Some believe Dillinger’s associates smuggled a real gun inside, Seidel says. After rounding up the warden, everyone — save for one deputy and one other prisoner, an alleged murderer named Herbert Youngblood — was locked in the main bullpen.

Youngblood wasn’t the only prisoner offered a chance at freedom, Seidel added.

“Dillinger apparently offered to take along another cellmate, Henry Jelemik,” Seidel said. “The Sunday Times said Jelemik replied, ‘Nothin’ doin’, Big Boy — you’re too hot.’ Dillinger supposedly called him a ‘punk.’”

“Then, with the keys of all the deputies dangling from his gun hand,” the report says, “Dillinger, his hostage and his pop-eyed guest went through five doors to freedom.”

While all of this was going on, Herbert Barr, the deputy sheriff on duty 24 hours a day at the jail, slept. He didn’t wake up until 10 minutes after Dillinger escaped.

After getting his hands on two machine guns, Dillinger, along with his hostage and Youngblood, entered a garage where he reportedly asked a floorman, “Hey lad, what’s the fastest car in the joint?”

The floorman pointed to Lake County Sheriff Lillian Holley’s Ford, and Dillinger ushered his makeshift party, now including the floorman, into the car, the report said. He told the deputy to take the wheel, and the four drive out of Crown Point, headed west towards Illinois.

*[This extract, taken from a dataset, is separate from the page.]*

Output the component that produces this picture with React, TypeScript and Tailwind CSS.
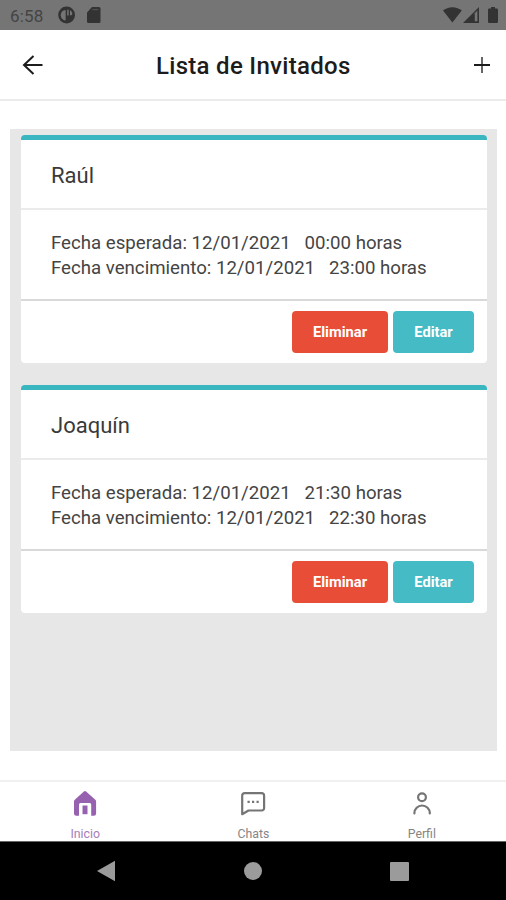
import React, { useState } from "react";

interface Guest {
  id: number;
  name: string;
  expected: { date: string; time: string };
  expires: { date: string; time: string };
}

const guests: Guest[] = [
  {
    id: 1,
    name: "Raúl",
    expected: { date: "12/01/2021", time: "00:00" },
    expires: { date: "12/01/2021", time: "23:00" },
  },
  {
    id: 2,
    name: "Joaquín",
    expected: { date: "12/01/2021", time: "21:30" },
    expires: { date: "12/01/2021", time: "22:30" },
  },
];

function StatusBar() {
  return (
    <div className="flex h-[30px] shrink-0 items-center bg-[#757575] pl-[10px] pr-[8px]">
      <span className="w-[47px] pt-px text-[17px] leading-[30px] tracking-[0.2px] text-[#444444]">
        6:58
      </span>
      <svg width="18" height="18" viewBox="0 0 18 18" className="ml-px">
        <circle cx="8.6" cy="9" r="8.4" fill="#333333" />
        <path d="M7.6 4v10.400C4.600 14.200 2.800 12 2.800 9.200S4.600 4.200 7.600 4z" fill="#757575" />
        <path d="M9.200 3.800h1.500v5.800H9.200zM12 4.300c1.500.7 2.300 2 2.300 3.400 0 1-.9 1.700-2.300 1.700z" fill="#757575" />
      </svg>
      <svg width="14" height="16" viewBox="0 0 14 16" className="ml-[11px]">
        <path d="M5 0h7a1.5 1.5 0 0 1 1.5 1.5v13A1.5 1.5 0 0 1 12 16H1.5A1.5 1.5 0 0 1 0 14.5V5.5z" fill="#333333" />
        <path d="M5.300 2.600h6" stroke="#505050" strokeWidth="1.200" />
      </svg>
      <div className="ml-auto flex items-center">
        <svg width="19" height="16" viewBox="0 0 19 16">
          <path d="M9.4 15.5 0 3.6C2.5 1.6 5.7.3 9.4.3s6.900 1.300 9.400 3.300z" fill="#333333" />
        </svg>
        <svg width="17" height="16" viewBox="0 0 17 16" className="ml-px">
          <path d="M0 16 16 0v16z" fill="#333333" />
          <path d="M11.800 6.200 14.400 3.600v10.600h-2.600z" fill="#757575" />
        </svg>
        <svg width="10" height="16" viewBox="0 0 10 16" className="ml-[8px]">
          <path d="M3 0h4v1.600h1.800A1.200 1.200 0 0 1 10 2.800v12A1.200 1.200 0 0 1 8.800 16H1.200A1.200 1.200 0 0 1 0 14.800v-12a1.200 1.200 0 0 1 1.200-1.200H3z" fill="#333333" />
        </svg>
      </div>
    </div>
  );
}

function Header() {
  return (
    <header className="flex h-[71px] shrink-0 items-center border-b-2 border-[#ebebeb] pl-[22px] pr-[15px] text-[#1c1c1c]">
      <button type="button" aria-label="Volver">
        <svg width="21" height="20" viewBox="0 0 21 20" fill="none" stroke="currentColor" strokeWidth="2">
          <path d="M20.500 10H2M11.500 1 2 10l9.500 9" />
        </svg>
      </button>
      <h1 className="ml-[113px] mr-auto pt-[3px] text-[24px] font-medium leading-[30px] tracking-[0.3px]">
        Lista de Invitados
      </h1>
      <button type="button" aria-label="Agregar">
        <svg width="18" height="18" viewBox="0 0 18 18" fill="none" stroke="currentColor">
          <path d="M9 1v16" strokeWidth="2" stroke="#666666" />
          <path d="M1 9h16" strokeWidth="2" />
        </svg>
      </button>
    </header>
  );
}

function GuestCard({ guest }: { guest: Guest }) {
  return (
    <article className="flex h-[228px] flex-col overflow-hidden rounded-[4px] border-t-[5px] border-[#3ab6c0] bg-white">
      <h2 className="flex h-[70px] items-center border-b-2 border-[#ebebeb] pl-[30px] pt-[3px] text-[22px] text-[#3a3a3a]">
        {guest.name}
      </h2>
      <div className="flex h-[91px] flex-col justify-center whitespace-pre border-b-2 border-[#d9d9d9] pl-[30px] pt-[2px] text-[18.65px] leading-[25px] text-[#444444]">
        <p>{`Fecha esperada: ${guest.expected.date}   ${guest.expected.time} horas`}</p>
        <p>{`Fecha vencimiento: ${guest.expires.date}   ${guest.expires.time} horas`}</p>
      </div>
      <div className="flex flex-1 items-center justify-end gap-[5px] pr-[12.5px] text-[14.7px] font-bold text-white">
        <button type="button" className="h-[42px] w-[96px] rounded bg-[#e84e37]">
          Eliminar
        </button>
        <button type="button" className="h-[42px] w-[81px] rounded bg-[#44bbc5]">
          Editar
        </button>
      </div>
    </article>
  );
}

const tabs = [
  {
    id: "inicio",
    label: "Inicio",
    icon: (
      <svg width="26" height="26" viewBox="0 0 26 26">
        <path
          d="M13 0a1.500 1.500 0 0 1 1.100.5l9.200 8.300c.5.500.8 1.100.8 1.800v11.900a2.200 2.200 0 0 1-2.200 2.200h-2.700V13.500a1.500 1.500 0 0 0-1.500-1.500H8.500A1.500 1.500 0 0 0 7 13.500v11.200H4.200A2.200 2.200 0 0 1 2 22.500V10.600c0-.7.3-1.300.8-1.800L11.900.5A1.500 1.500 0 0 1 13 0z"
          fill="#9661ae"
        />
        <path d="M10.500 14.500h5v8.700h-5z" fill="#9661ae" />
      </svg>
    ),
  },
  {
    id: "chats",
    label: "Chats",
    icon: (
      <svg width="26" height="26" viewBox="0 0 26 26" fill="none" stroke="#757575">
        <path
          d="M4.500 2.200h17.300a2.300 2.300 0 0 1 2.300 2.300v12.700a2.300 2.300 0 0 1-2.300 2.300H8.500L2.200 23.200V4.500a2.300 2.300 0 0 1 2.300-2.300z"
          strokeWidth="2.200"
          strokeLinejoin="round"
        />
        <path d="M7.500 10.800h2.200M12 10.800h2.200M16.500 10.800h2.200" strokeWidth="2.200" />
      </svg>
    ),
  },
  {
    id: "perfil",
    label: "Perfil",
    icon: (
      <svg width="26" height="26" viewBox="0 0 26 26" fill="none" stroke="#757575" strokeWidth="2.200">
        <circle cx="13" cy="6.300" r="3.900" />
        <path d="M5.400 22.500v-.5a7.700 7.500 0 0 1 15.400 0v.5" strokeLinecap="round" />
      </svg>
    ),
  },
];

function TabBar() {
  const [active, setActive] = useState("inicio");

  return (
    <nav className="grid h-[61px] shrink-0 grid-cols-3 border-t-2 border-[#f0f0f0] pl-px">
      {tabs.map((tab) => (
        <button
          key={tab.id}
          type="button"
          onClick={() => setActive(tab.id)}
          className={`flex flex-col items-center pt-[9px] text-[12.3px] leading-[16px] ${
            active === tab.id ? "text-[#a57dba]" : "text-[#858585]"
          }`}
        >
          {tab.icon}
          <span className="mt-[9px]">{tab.label}</span>
        </button>
      ))}
    </nav>
  );
}

function SystemNav() {
  return (
    <div className="flex h-[59px] shrink-0 items-center justify-between border-t border-[#666666] bg-black px-[97px]">
      <svg width="18" height="22" viewBox="0 0 18 22">
        <path d="M0 11 18 .7v20.600z" fill="#9b9b9b" />
      </svg>
      <div className="h-[18px] w-[18px] rounded-full bg-[#9b9b9b]" />
      <div className="h-[19px] w-[19px] rounded-[1px] bg-[#9b9b9b]" />
    </div>
  );
}

export default function App() {
  return (
    <div className="flex h-[900px] w-[506px] flex-col overflow-hidden bg-white font-['Roboto',sans-serif]">
      <StatusBar />
      <Header />

      {/* Guest list */}
      <main className="mb-[29px] ml-[10px] mr-[9px] mt-[28px] flex flex-1 flex-col gap-[22px] bg-[#e7e7e7] pl-[11px] pr-[10.5px] pt-[6px]">
        {guests.map((guest) => (
          <GuestCard key={guest.id} guest={guest} />
        ))}
      </main>

      <TabBar />
      <SystemNav />
    </div>
  );
}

Afternoon editions of the Chicago Daily News reported that the two hostages were dropped off in Peotone unharmed. Dillinger was believed to be planning to meet up with his associate John Hamilton.

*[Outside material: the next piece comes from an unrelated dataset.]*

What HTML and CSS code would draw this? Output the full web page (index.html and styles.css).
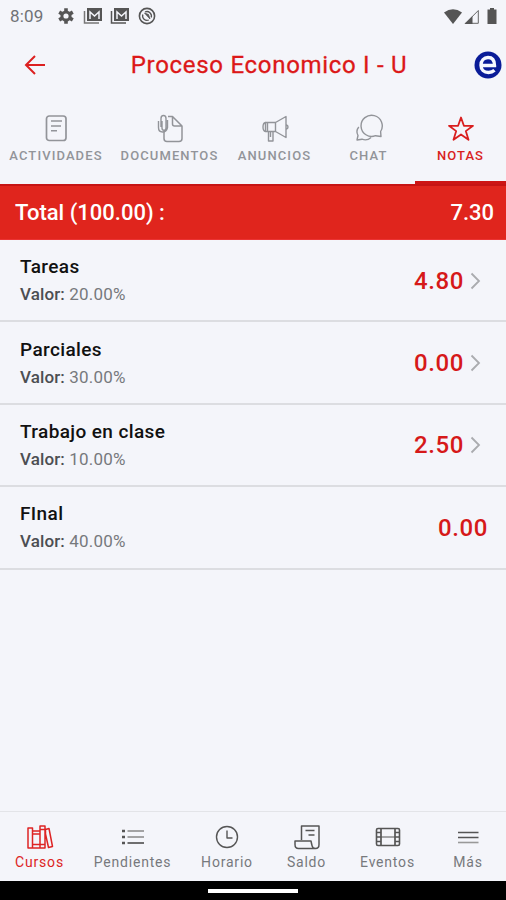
FILE: index.html
```html
<!DOCTYPE html>
<html lang="es">
<head>
<meta charset="utf-8">
<title>Proceso Economico I - U</title>
<link rel="stylesheet" href="styles.css">
</head>
<body>
<div class="app">
  <div class="status">
    <span class="time">8:09</span>
    <div class="notifications">
      <svg width="18" height="18" viewBox="0 0 18 18"><g stroke="#555" stroke-width="3.6"><path d="M9 1.200v15.600M2.200 5.100l13.600 7.800M15.800 5.100l-13.600 7.800"/></g><circle cx="9" cy="9" r="4.100" fill="#f4f5fa" stroke="#555" stroke-width="3"/></svg>
      <svg width="20" height="18" viewBox="0 0 20 18" fill="none"><path d="M1.500 4v12H16" stroke="#777" stroke-width="1.500"/><path d="M4 1h15v13H4z" fill="#555"/><path d="M7 12V5l4.500 4L16 5v7" stroke="#f4f5fa" stroke-width="1.500"/></svg>
      <svg width="20" height="18" viewBox="0 0 20 18" fill="none"><path d="M1.500 4v12H16" stroke="#555" stroke-width="1.500"/><path d="M4 1h15v13H4z" fill="#555"/><path d="M7 12V5l4.500 4L16 5v7" stroke="#f4f5fa" stroke-width="1.500"/></svg>
      <svg width="18" height="18" viewBox="0 0 18 18" fill="none" stroke="#555"><circle cx="9" cy="9" r="7.600" stroke-width="1.600"/><path d="M4.800 7.500a4.500 4.500 0 0 0 6 5.500M7 5a4.500 4.500 0 0 1 6.200 5.500" stroke-width="1.300"/><path d="M6.500 6l5.500 6-1.500-4.500z" fill="#555" stroke-width=".8"/></svg>
    </div>
    <div class="signals">
      <svg width="18" height="15" viewBox="0 0 18 15"><path d="M0 3.500Q9-3 18 3.500L9 15z" fill="#555"/></svg>
      <svg width="15" height="15" viewBox="0 0 15 15"><path d="M1.500 14.300H14.300V1.500z" fill="none" stroke="#666"/><path d="M.5 15L8.500 7v8z" fill="#555"/></svg>
      <svg width="10" height="16" viewBox="0 0 10 16"><path d="M3 0h4v1.500h2.500V16H.5V1.500H3z" fill="#555"/></svg>
    </div>
  </div>
  <header class="header">
    <svg class="back" width="22" height="20" viewBox="0 0 22 20"><path d="M21 10H2M11 1L2 10l9 9" fill="none" stroke="#dc2020" stroke-width="2"/></svg>
    <h1>Proceso Economico I - U</h1>
    <svg class="brand" width="28" height="28" viewBox="0 0 28 28"><circle cx="14" cy="14" r="13.500" fill="#0a1c98"/><path d="M7 14.500H20.500C20.500 9 18 6.500 14 6.500S7 9.500 7 14.200 10 21.500 14.500 21.500c2.500 0 4.300-.7 6-2.200" fill="none" stroke="#f6f8ff" stroke-width="3.400"/></svg>
  </header>
  <nav class="tabs">
    <a class="tab"><svg width="30" height="30" viewBox="0 0 30 30"><rect x="5.500" y="2" width="19.500" height="24.500" rx="2.800" stroke-width="1.700"/><path d="M10 7h11M10 12h10M10 16.800h6" stroke-width="1.500"/></svg><span>ACTIVIDADES</span></a>
    <a class="tab"><svg width="30" height="30" viewBox="0 0 30 30"><path d="M9 17.500V24.500q0 3 3 3H24q3 0 3-3V12L17.500 2.500H13M17.500 3v7q0 2 2 2H27" stroke-width="1.500"/><path d="M6 13V4.500Q6 1.500 8.500 1.500T11 4.500V14q0 2.200-2 2.200T7 14V7M3.500 7v6.500q0 4.500 4 4.500t5-4.500V6" stroke-width="1.400"/></svg><span>DOCUMENTOS</span></a>
    <a class="tab"><svg width="30" height="30" viewBox="0 0 30 30"><path d="M15.500 8.500L26 2.500v21L15.500 17.500zM15.500 8.500H5.500v9H15.500M8.500 17.500v9.500H13v-9.500M5.500 8.500Q3 9 3 13t2.500 4.500M26.500 11q1.500.5 1.500 2T26.500 15M7.500 8.500v9M10.500 18v5" stroke-width="1.400"/></svg><span>ANUNCIOS</span></a>
    <a class="tab"><svg width="30" height="30" viewBox="0 0 30 30"><path d="M27 22.500l-5.500-.8A10.600 10.600 0 1 1 26.600 17.500z" stroke-width="1.400"/><path d="M4.800 13Q1.500 17 4 21.500L3 26l5-.8q5 2 9-1.700" stroke-width="1.400"/></svg><span>CHAT</span></a>
    <a class="tab active"><svg width="30" height="30" viewBox="0 0 30 30"><path d="M15 3.500l2.900 8.300h9.100l-7.200 5.300 2.700 8.700-7.500-5.300-7.500 5.300 2.700-8.700L3 11.800h9.100z" stroke-width="1.800"/></svg><span>NOTAS</span></a>
  </nav>
  <section class="total"><span>Total (100.00) :</span><span class="total-score">7.30</span></section>
  <main class="grades">
    <div class="row"><div><h2>Tareas</h2><p><b>Valor:</b> 20.00%</p></div><strong>4.80</strong><svg class="chevron" width="11" height="18" viewBox="0 0 11 18"><path d="M1.500 1.500L9 9l-7.500 7.500"/></svg></div>
    <div class="row"><div><h2>Parciales</h2><p><b>Valor:</b> 30.00%</p></div><strong>0.00</strong><svg class="chevron" width="11" height="18" viewBox="0 0 11 18"><path d="M1.500 1.500L9 9l-7.500 7.500"/></svg></div>
    <div class="row"><div><h2>Trabajo en clase</h2><p><b>Valor:</b> 10.00%</p></div><strong>2.50</strong><svg class="chevron" width="11" height="18" viewBox="0 0 11 18"><path d="M1.500 1.500L9 9l-7.500 7.500"/></svg></div>
    <div class="row last"><div><h2>FInal</h2><p><b>Valor:</b> 40.00%</p></div><strong>0.00</strong></div>
  </main>
  <nav class="bottom">
    <a class="item active"><svg width="28" height="28" viewBox="0 0 28 28"><path d="M2 5h4.500v20H2zM6.500 8H14v17H6.500zM14 3h5v22h-5zM19.500 6.500L23 5.500l3.500 18-4 1L19.500 11zM6.500 11H14M6.500 21.500H14M14 6.500h5M14 21.500h5" stroke-width="1.500"/></svg><span>Cursos</span></a>
    <a class="item"><svg width="28" height="28" viewBox="0 0 28 28"><path d="M3 8h3M3 14h3M3 20h3" stroke-width="2.600"/><path d="M8.500 8H25M8.500 14H25" stroke="#888" stroke-width="1.700"/><path d="M8.500 20H25" stroke-width="1.700"/></svg><span>Pendientes</span></a>
    <a class="item"><svg width="28" height="28" viewBox="0 0 28 28"><circle cx="14" cy="14" r="10.500" stroke-width="1.400"/><path d="M14 7.500V15h5.500" stroke-width="1.400"/></svg><span>Horario</span></a>
    <a class="item"><svg width="28" height="28" viewBox="0 0 28 28"><path d="M8.500 17V3H26v18.500q0 4-3.500 4-3 0-3.500-3-.5-2-1-4.500H2v3.500q0 4 3.500 4h17" stroke-width="1.500"/><path d="M12.500 7.500h9M15.500 12h6" stroke-width="1.300"/></svg><span>Saldo</span></a>
    <a class="item"><svg width="28" height="28" viewBox="0 0 28 28"><rect x="2.500" y="5.500" width="23" height="17" rx="1.500" stroke-width="1.600"/><path d="M7 5.500v17M21 5.500v17M2.500 9.500H7M2.500 14H7M2.500 18.500H7M21 9.500h4.500M21 14h4.500M21 18.500h4.500" stroke-width="1.700"/><path d="M7 14h14" stroke-width="1"/></svg><span>Eventos</span></a>
    <a class="item"><svg width="28" height="28" viewBox="0 0 28 28"><path d="M4 9.500h20.500M4 14.500h20.500" stroke-width="1.300"/><path d="M4 19.500h20.500" stroke="#999" stroke-width="1.600"/></svg><span>Más</span></a>
  </nav>
  <footer class="system"><i></i></footer>
</div>
</body>
</html>
```

FILE: styles.css
```css
* { box-sizing: border-box; }
body { margin: 0; background: #f4f5fa; font-family: Roboto, sans-serif; }
h1, h2, p { margin: 0; }
svg { display: block; flex: none; }
.app { width: 506px; height: 900px; display: flex; flex-direction: column; overflow: hidden; }
.status { height: 32px; display: flex; align-items: center; padding: 0 8px 0 10px; }
.time { width: 47px; font-size: 17px; color: #707276; letter-spacing: .2px; }
.notifications { display: flex; align-items: center; gap: 7.500px; }
.signals { margin-left: auto; display: flex; align-items: center; gap: 3px; }
.signals svg:first-child { margin-right: -1px; }
.signals svg:last-child { margin-left: 5px; margin-right: 1px; }
.header { height: 66px; display: flex; align-items: center; padding: 0 4px 0 24px; }
.header h1 { flex: 1; text-align: center; font-size: 24px; line-height: 30px; font-weight: 400; color: #dc1818; letter-spacing: .7px; padding-left: 18px; -webkit-text-stroke: .3px #dc1818; }
.tabs { height: 86px; display: grid; grid-template-columns: 112px 115px 95px 93px 91px; }
.tab { display: flex; flex-direction: column; align-items: center; padding-top: 16px; color: #929499; font-size: 13px; line-height: 16px; font-weight: 500; letter-spacing: 1.100px; }
.tab svg, .item svg { fill: none; stroke: currentColor; stroke-linejoin: round; }
.tab span { margin-top: 4px; }
.tab.active { color: #d91f1f; border-bottom: 3px solid #cd1515; }
.total { height: 56px; border-top: 2px solid #c61414; border-bottom: 1px solid #eb3333; background: #e0251d; color: #fff; display: flex; align-items: center; justify-content: space-between; padding: 0 12px 0 15px; font-size: 22px; font-weight: 500; }
.grades { flex: 1; }
.row { height: 82.400px; border-bottom: 2px solid #dcdde1; display: flex; align-items: center; padding: 1px 25px 0 20px; }
.row.last { padding-right: 18px; }
.row > div { flex: 1; padding-top: 1px; }
.row h2 { font-size: 19px; line-height: 26px; font-weight: 500; color: #111; letter-spacing: .380px; }
.row p { font-size: 17px; line-height: 28px; color: #77797d; letter-spacing: .200px; }
.row b { font-weight: 500; color: #4c4e52; letter-spacing: .100px; }
.row strong { color: #d61919; font-size: 24px; font-weight: 500; letter-spacing: .6px; }
.chevron { margin-left: 6px; fill: none; stroke: #aaabaf; stroke-width: 1.800px; }
.bottom { height: 70px; border-top: 1px solid #e3e4e8; display: grid; grid-template-columns: 79px 107px 82px 77px 85px 76px; }
.item { display: flex; flex-direction: column; align-items: center; padding-top: 11px; color: #555; font-size: 14px; line-height: 18px; letter-spacing: .8px; }
.item span { margin-top: 2px; color: #77797d; }
.item.active, .item.active span { color: #dd2424; }
.system { height: 19px; background: #000; display: flex; align-items: center; justify-content: center; }
.system i { width: 90px; height: 4px; background: #fff; }
```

“Later Dillinger and his pal were reported early this afternoon at 159th street, below Chicago, speeding eastward,” the report said.

The escape left Holley and prosecutor Robert G. Estill scrambling. Holley had boasted about her jail’s strength. At that time, the title of sheriff was passed down to a spouse if the sheriff died, so Holley had inherited her job when her husband died. Dillinger’s escape humiliated Holley.

Sheriff Lillian Holley and prosecutor Robert G. Estill pose with John Dillinger

Sheriff Lillian Holley and prosecutor Robert G. Estill pose with John Dillinger when he was brought to Crown Point’s jail to await trial for murder.

Chicago Daily News

Estill had plans to run for public office, but the above photo of him with his arm around Dillinger, taken when Dillinger arrived in Crown Point, wrecked the prosecutor’s image. Shown with his arm casually draped over Dillinger’s shoulders, Estill looked as if he and Dillinger were old friends.

“At the time,” a caption in the Chicago Daily News reads, “Dillinger jokingly remarked he would escape. Then all laughed. What a joker, this chap Dillinger is.”

In the end, Dillinger’s choice of car proved to be his fatal mistake: it was the first federal law he broke.

“Crossing state lines with the stolen car from Indiana to Illinois brought federal heat down on Dillinger,” Seidel said. “Nearly five months after his escape, the feds gunned Dillinger down outside the Biograph Theater in Chicago.”